◆ YOUR INSTRUCTIONS: Scan the listing below and copy every line holding "components".

────────

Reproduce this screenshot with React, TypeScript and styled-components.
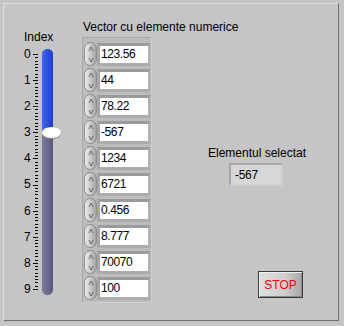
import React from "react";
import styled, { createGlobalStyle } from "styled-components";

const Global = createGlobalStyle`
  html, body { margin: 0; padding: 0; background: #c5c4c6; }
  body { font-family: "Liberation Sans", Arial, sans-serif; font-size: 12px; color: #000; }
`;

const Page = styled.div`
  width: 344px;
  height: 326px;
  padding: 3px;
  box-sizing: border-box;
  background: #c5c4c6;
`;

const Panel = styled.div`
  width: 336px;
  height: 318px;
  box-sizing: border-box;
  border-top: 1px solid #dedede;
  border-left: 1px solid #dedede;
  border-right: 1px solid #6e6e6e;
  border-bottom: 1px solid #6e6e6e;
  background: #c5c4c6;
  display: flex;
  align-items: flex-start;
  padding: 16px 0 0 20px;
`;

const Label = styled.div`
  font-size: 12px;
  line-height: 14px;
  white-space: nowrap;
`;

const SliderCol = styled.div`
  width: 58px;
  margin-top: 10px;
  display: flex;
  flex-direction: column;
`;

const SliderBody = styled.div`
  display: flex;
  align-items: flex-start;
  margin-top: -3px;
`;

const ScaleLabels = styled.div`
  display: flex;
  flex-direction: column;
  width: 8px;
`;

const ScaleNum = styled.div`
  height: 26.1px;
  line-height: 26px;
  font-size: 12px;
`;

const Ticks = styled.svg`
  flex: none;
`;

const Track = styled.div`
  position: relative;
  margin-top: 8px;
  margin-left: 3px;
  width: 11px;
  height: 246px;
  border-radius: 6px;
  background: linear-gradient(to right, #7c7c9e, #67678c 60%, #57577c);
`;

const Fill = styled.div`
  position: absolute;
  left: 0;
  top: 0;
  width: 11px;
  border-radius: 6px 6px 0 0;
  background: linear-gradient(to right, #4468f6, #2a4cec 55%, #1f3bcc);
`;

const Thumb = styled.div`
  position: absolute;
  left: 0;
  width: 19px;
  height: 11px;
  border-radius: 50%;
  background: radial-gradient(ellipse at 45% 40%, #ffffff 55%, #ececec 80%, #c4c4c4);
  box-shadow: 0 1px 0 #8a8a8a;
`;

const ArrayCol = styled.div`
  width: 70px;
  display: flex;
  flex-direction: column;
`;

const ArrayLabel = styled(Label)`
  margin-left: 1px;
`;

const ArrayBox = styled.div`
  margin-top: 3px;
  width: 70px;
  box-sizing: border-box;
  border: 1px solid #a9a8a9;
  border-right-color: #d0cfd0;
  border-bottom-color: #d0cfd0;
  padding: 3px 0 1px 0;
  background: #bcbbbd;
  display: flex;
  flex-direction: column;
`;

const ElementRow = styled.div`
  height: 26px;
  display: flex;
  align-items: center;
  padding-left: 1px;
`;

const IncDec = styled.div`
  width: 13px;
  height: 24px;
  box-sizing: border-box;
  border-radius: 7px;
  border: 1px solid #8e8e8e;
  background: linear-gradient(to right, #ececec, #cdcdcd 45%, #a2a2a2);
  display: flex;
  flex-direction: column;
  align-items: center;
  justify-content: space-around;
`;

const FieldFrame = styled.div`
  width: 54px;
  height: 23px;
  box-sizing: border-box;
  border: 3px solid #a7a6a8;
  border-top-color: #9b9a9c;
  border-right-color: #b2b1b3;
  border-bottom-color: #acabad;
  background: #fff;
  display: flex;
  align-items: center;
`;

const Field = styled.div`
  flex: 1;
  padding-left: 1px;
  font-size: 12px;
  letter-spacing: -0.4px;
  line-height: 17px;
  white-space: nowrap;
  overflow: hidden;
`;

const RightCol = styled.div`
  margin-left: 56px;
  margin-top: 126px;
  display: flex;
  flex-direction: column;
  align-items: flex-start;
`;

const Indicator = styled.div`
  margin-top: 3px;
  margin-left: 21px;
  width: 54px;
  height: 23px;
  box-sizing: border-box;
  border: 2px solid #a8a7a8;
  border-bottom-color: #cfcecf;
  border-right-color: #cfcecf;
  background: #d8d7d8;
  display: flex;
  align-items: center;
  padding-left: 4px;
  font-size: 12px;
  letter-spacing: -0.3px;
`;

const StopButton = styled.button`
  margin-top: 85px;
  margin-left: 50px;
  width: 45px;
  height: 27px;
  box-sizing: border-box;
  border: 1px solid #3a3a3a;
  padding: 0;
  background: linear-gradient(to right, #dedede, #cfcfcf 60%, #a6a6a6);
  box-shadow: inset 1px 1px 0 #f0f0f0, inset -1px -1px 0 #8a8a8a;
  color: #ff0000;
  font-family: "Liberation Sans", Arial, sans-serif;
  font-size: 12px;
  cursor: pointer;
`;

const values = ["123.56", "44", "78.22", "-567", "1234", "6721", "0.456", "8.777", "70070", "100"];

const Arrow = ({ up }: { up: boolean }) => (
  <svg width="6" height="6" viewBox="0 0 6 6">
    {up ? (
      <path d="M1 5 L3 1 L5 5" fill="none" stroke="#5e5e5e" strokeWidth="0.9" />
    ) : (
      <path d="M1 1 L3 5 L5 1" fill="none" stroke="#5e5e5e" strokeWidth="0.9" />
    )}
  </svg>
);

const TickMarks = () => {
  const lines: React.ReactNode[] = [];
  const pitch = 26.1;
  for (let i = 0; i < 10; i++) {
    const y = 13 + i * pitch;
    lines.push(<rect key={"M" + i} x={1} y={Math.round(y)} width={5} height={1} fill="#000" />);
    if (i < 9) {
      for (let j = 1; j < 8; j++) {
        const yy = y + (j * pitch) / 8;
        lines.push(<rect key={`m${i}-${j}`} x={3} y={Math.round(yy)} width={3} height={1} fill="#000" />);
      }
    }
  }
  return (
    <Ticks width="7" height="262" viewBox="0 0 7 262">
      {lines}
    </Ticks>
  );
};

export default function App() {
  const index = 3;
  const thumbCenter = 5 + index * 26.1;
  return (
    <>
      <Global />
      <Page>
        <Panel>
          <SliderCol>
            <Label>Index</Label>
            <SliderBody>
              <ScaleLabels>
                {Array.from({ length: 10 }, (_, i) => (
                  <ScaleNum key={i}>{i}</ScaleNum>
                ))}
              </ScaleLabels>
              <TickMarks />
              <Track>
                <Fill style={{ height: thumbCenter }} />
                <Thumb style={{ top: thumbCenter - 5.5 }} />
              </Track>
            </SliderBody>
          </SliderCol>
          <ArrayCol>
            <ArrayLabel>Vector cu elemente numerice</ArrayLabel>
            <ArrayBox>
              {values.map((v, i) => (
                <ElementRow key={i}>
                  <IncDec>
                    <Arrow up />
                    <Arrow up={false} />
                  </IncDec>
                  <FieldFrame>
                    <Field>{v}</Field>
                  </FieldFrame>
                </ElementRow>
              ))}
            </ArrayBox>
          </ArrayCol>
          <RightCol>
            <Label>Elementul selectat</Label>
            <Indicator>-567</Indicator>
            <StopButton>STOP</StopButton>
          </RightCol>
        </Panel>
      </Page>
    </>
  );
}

────────

◆ ANSWER TO THIS PROBLEM:
Reproduce this screenshot with React, TypeScript and styled-components.
import styled, { createGlobalStyle } from "styled-components";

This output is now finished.